En Isla partida hay constante interrogación por el sentido y los significados. Cuando, al principio, el texto comienza a descoyuntarse, Tarazona desliza: “La mirada puesta sobre los árboles busca el sentido. Crees que es preciso dar con el sentido, es decir, crees que hay asuntos que significan”. La trayectoria del personaje —a pesar de las maneras en que comúnmente se representa la descomposición mental— no es la de la pérdida de sentido, sino del agotamiento de los significados: desde su degradación, “comprarán lo que tú signifiques. Y lo que hayan significado tus antepasados. Todo se puede comprar”, hasta “el deseo del intercambio productivo despoja de sentido a la palabra” y “que se extermine el sentido por completo. Ni el balbuceo puede ser una manera de decir”. En la novela también está la pregunta —y la preocupación— por lo que piensan los demás: “en muchas de esas ocasiones, eso no dicho —o referido en las palabras— por los otros implica algún juicio”. Pero, como corresponde a la complejidad de una experiencia, Tarazona no ofrece respuestas, sino que lleva los asuntos al plano de la metáfora: “En las voces de los demás se esconden ratas de campo”.

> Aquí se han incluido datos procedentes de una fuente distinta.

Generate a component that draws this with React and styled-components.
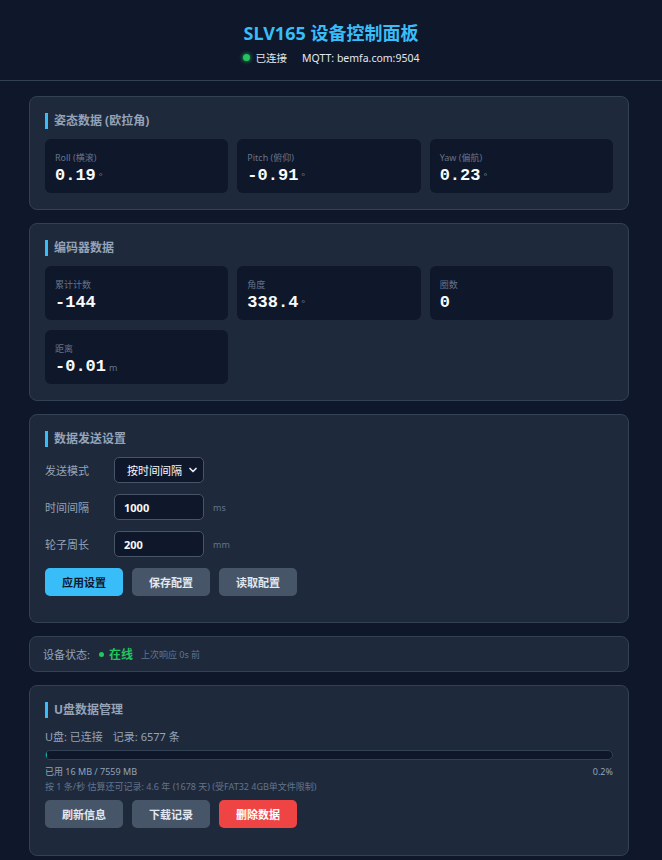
import React from 'react'
import styled, { createGlobalStyle, css } from 'styled-components'

const GlobalStyle = createGlobalStyle`
    * { box-sizing: border-box; }
    body {
        margin: 0;
        background: #0f172a;
        color: #e2e8f0;
        font-family: "Noto Sans", "Noto Sans CJK SC", sans-serif;
        font-size: 11px;
    }
`

const Header = styled.header`
    border-bottom: 1px solid #334155;
    padding: 20px 0 15px;
    text-align: center;
`

const Title = styled.h1`
    margin: 0;
    font-size: 18px;
    line-height: 26px;
    font-weight: 700;
    color: #38bdf8;
`

const ConnLine = styled.div`
    display: flex;
    justify-content: center;
    align-items: center;
    gap: 6px;
    margin-top: 4px;
    font-size: 10.5px;
    color: #e2e8f0;
`

const Dot = styled.span`
    display: inline-block;
    width: 7px;
    height: 7px;
    border-radius: 50%;
    background: #22c55e;
    box-shadow: 0 0 4px #22c55e;
`

const Mqtt = styled.span`
    margin-left: 9px;
`

const Main = styled.main`
    width: 600px;
    margin: 15px 0 0 29px;
    display: flex;
    flex-direction: column;
    gap: 13px;
`

const Card = styled.section`
    background: #1e293b;
    border: 1px solid #334155;
    border-radius: 8px;
    padding: 16px 15px;
    ${p => p.slim && css`
        padding: 8px 13px;
    `}
`

const CardTitle = styled.h2`
    margin: 0 0 10px;
    font-size: 12px;
    line-height: 16px;
    font-weight: 700;
    color: #94a3b8;
    border-left: 3px solid #38bdf8;
    padding-left: 6px;
`

const TileGrid = styled.div`
    display: grid;
    grid-template-columns: repeat(3, 1fr);
    gap: 10px 9px;
`

const Tile = styled.div`
    background: #0f172a;
    border-radius: 6px;
    height: 54px;
    padding: 12px 10px 0;
`

const TileLabel = styled.div`
    font-size: 9px;
    line-height: 14px;
    color: #64748b;
`

const TileValue = styled.div`
    font-family: "Liberation Mono", "DejaVu Sans Mono", monospace;
    font-weight: 700;
    font-size: 17px;
    line-height: 22px;
    color: #f8fafc;
`

const Unit = styled.span`
    font-family: "Noto Sans", sans-serif;
    font-weight: 400;
    font-size: 9px;
    color: #64748b;
    margin-left: 3px;
`

const FormRow = styled.div`
    display: flex;
    align-items: center;
    margin-bottom: 11px;
`

const FieldLabel = styled.label`
    width: 69px;
    font-size: 11px;
    color: #94a3b8;
`

const fieldBox = css`
    width: 90px;
    height: 26px;
    background: #0f172a;
    border: 1px solid #475569;
    border-radius: 5px;
    color: #f8fafc;
    font-family: "Noto Sans", "Noto Sans CJK SC", sans-serif;
    font-size: 11px;
    font-weight: 700;
    padding: 0 9px;
    outline: none;
`

const Input = styled.input`
    ${fieldBox}
`

const Select = styled.div`
    ${fieldBox}
    display: flex;
    align-items: center;
    justify-content: space-between;
    font-weight: 400;
    padding: 0 4px 0 12px;
`

const FieldUnit = styled.span`
    margin-left: 9px;
    font-size: 9px;
    color: #64748b;
`

const ButtonRow = styled.div`
    display: flex;
    gap: 9px;
    margin-top: ${p => p.top || 0}px;
`

const Button = styled.button`
    width: 78px;
    height: 28px;
    border: none;
    border-radius: 5px;
    font-family: "Noto Sans", "Noto Sans CJK SC", sans-serif;
    font-size: 11px;
    font-weight: 700;
    color: #e2e8f0;
    background: #475569;
    ${p => p.primary && css`
        background: #38bdf8;
        color: #0f172a;
    `}
    ${p => p.danger && css`
        background: #ef4444;
        color: #fff;
    `}
`

const StatusLine = styled.div`
    display: flex;
    align-items: center;
    font-size: 11px;
    color: #94a3b8;
`

const Online = styled.span`
    display: inline-flex;
    align-items: center;
    gap: 5px;
    margin-left: 9px;
    font-size: 12px;
    font-weight: 700;
    color: #22c55e;
`

const SmallDot = styled.span`
    width: 5px;
    height: 5px;
    border-radius: 50%;
    background: #22c55e;
`

const Muted = styled.span`
    margin-left: 8px;
    font-size: 9px;
    color: #64748b;
`

const DiskLine = styled.div`
    font-size: 11px;
    color: #94a3b8;
    margin: 2px 0 6px;
    span + span { margin-left: 10px; }
`

const Bar = styled.div`
    height: 10px;
    border: 1px solid #334155;
    border-radius: 5px;
    background: #0f172a;
    overflow: hidden;
`

const BarFill = styled.div`
    height: 100%;
    background: #14b8a6;
`

const UsageRow = styled.div`
    display: flex;
    justify-content: space-between;
    margin-top: 5px;
    font-size: 9px;
    line-height: 13px;
    color: #94a3b8;
`

const Note = styled.div`
    font-size: 9px;
    line-height: 13px;
    margin-top: 2px;
    color: #64748b;
`

const Spacer = styled.div`
    height: ${p => p.h}px;
`

const Chevron = () => (
    <svg width="12" height="12" viewBox="0 0 24 24" fill="none" stroke="#e2e8f0" strokeWidth="3.5" strokeLinecap="round" strokeLinejoin="round">
        <path d="M6 9l6 6 6-6" />
    </svg>
)

const attitude = [
    { label: 'Roll (横滚)', value: '0.19', unit: '°' },
    { label: 'Pitch (俯仰)', value: '-0.91', unit: '°' },
    { label: 'Yaw (偏航)', value: '0.23', unit: '°' },
]

const encoder = [
    { label: '累计计数', value: '-144' },
    { label: '角度', value: '338.4', unit: '°' },
    { label: '圈数', value: '0' },
    { label: '距离', value: '-0.01', unit: 'm' },
]

function DataTile({ label, value, unit }) {
    return (
        <Tile>
            <TileLabel>{label}</TileLabel>
            <TileValue>
                {value}
                {unit && <Unit>{unit}</Unit>}
            </TileValue>
        </Tile>
    )
}

export default function App() {
    const used = 16
    const total = 7559
    const pct = (used / total) * 100

    return (
        <>
            <GlobalStyle />
            <Header>
                <Title>SLV165 设备控制面板</Title>
                <ConnLine>
                    <Dot />
                    <span>已连接</span>
                    <Mqtt>MQTT: bemfa.com:9504</Mqtt>
                </ConnLine>
            </Header>
            <Main>
                <Card>
                    <CardTitle>姿态数据 (欧拉角)</CardTitle>
                    <TileGrid>
                        {attitude.map(t => <DataTile key={t.label} {...t} />)}
                    </TileGrid>
                </Card>

                <Card>
                    <CardTitle>编码器数据</CardTitle>
                    <TileGrid>
                        {encoder.map(t => <DataTile key={t.label} {...t} />)}
                    </TileGrid>
                </Card>

                <Card>
                    <CardTitle>数据发送设置</CardTitle>
                    <FormRow>
                        <FieldLabel>发送模式</FieldLabel>
                        <Select>按时间间隔<Chevron /></Select>
                    </FormRow>
                    <FormRow>
                        <FieldLabel>时间间隔</FieldLabel>
                        <Input defaultValue="1000" />
                        <FieldUnit>ms</FieldUnit>
                    </FormRow>
                    <FormRow>
                        <FieldLabel>轮子周长</FieldLabel>
                        <Input defaultValue="200" />
                        <FieldUnit>mm</FieldUnit>
                    </FormRow>
                    <ButtonRow>
                        <Button primary>应用设置</Button>
                        <Button>保存配置</Button>
                        <Button>读取配置</Button>
                    </ButtonRow>
                    <Spacer h={10} />
                </Card>

                <Card slim>
                    <StatusLine>
                        设备状态:
                        <Online><SmallDot />在线</Online>
                        <Muted>上次响应 0s 前</Muted>
                    </StatusLine>
                </Card>

                <Card>
                    <CardTitle>U盘数据管理</CardTitle>
                    <DiskLine>
                        <span>U盘: 已连接</span>
                        <span>记录: 6577 条</span>
                    </DiskLine>
                    <Bar>
                        <BarFill style={{ width: `${pct}%` }} />
                    </Bar>
                    <UsageRow>
                        <span>已用 {used} MB / {total} MB</span>
                        <span>{pct.toFixed(1)}%</span>
                    </UsageRow>
                    <Note>按 1 条/秒 估算还可记录: 4.6 年 (1678 天) (受FAT32 4GB单文件限制)</Note>
                    <ButtonRow top={7}>
                        <Button>刷新信息</Button>
                        <Button>下载记录</Button>
                        <Button danger>删除数据</Button>
                    </ButtonRow>
                    <Spacer h={11} />
                </Card>
            </Main>
        </>
    )
}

Isla partida es también —con todo y algunos lugares comunes— un ejercicio de imaginación sobre la escritura. Acerca de su origen: “no puedo decirte lo que pienso, en realidad, por eso escribo sobre el papel algo que se parezca a lo que quiero decirte”. Pasando por su legitimidad, “¿escribir sobre la muerte de tu madre y acerca de su condición no es ser una persona vil?”, y sus fronteras, “nadie sabe qué limites cruza cuando escribe”. Y llega a la cuestión de su finalidad, para dejar el asunto abierto: “hay escrituras que te hacen mejor persona y hay otras”, un enunciado intencionalmente incompleto. Incluso en lo que parece una conclusión la narradora afirma: “la escritura tampoco es verdadera”, consolidando la incertidumbre.
Aunque la disposición gráfica del texto lo sugiera, la novela de Tarazona no es una narración fragmentaria, al menos no en su efecto para un lector atento. En Isla partida, la autora escribió: “El horror es insoportable porque carece de boca”. Ese horror no depende de las alucinaciones de la protagonista, tiene que ver con la cotidianidad —que incluye cocacolas con limón y sal— la de personas que “trabajan, tienen buenos modales, no esperan nada del día excepto su transcurso”, situación que puede pasar desapercibida. Así, sin segmentación o elaboraciones artificiosas, tampoco hay pretensión de caos, que sería el recurso habitual tratándose de anomalía mental. Hasta en novelas de escribidores profesionales hay transiciones que tienen utilidad narrativa y poca calidad literaria, en cambio, en Isla partida pareciera que no las hay. Entre una complejidad apenas perceptible, hay un logro literario mayor: la unidad por medio del tono que se mantiene a través de la obra. Es un tono atento a la posibilidad de caer, que se parece a “la palabra sujetada por un anzuelo”.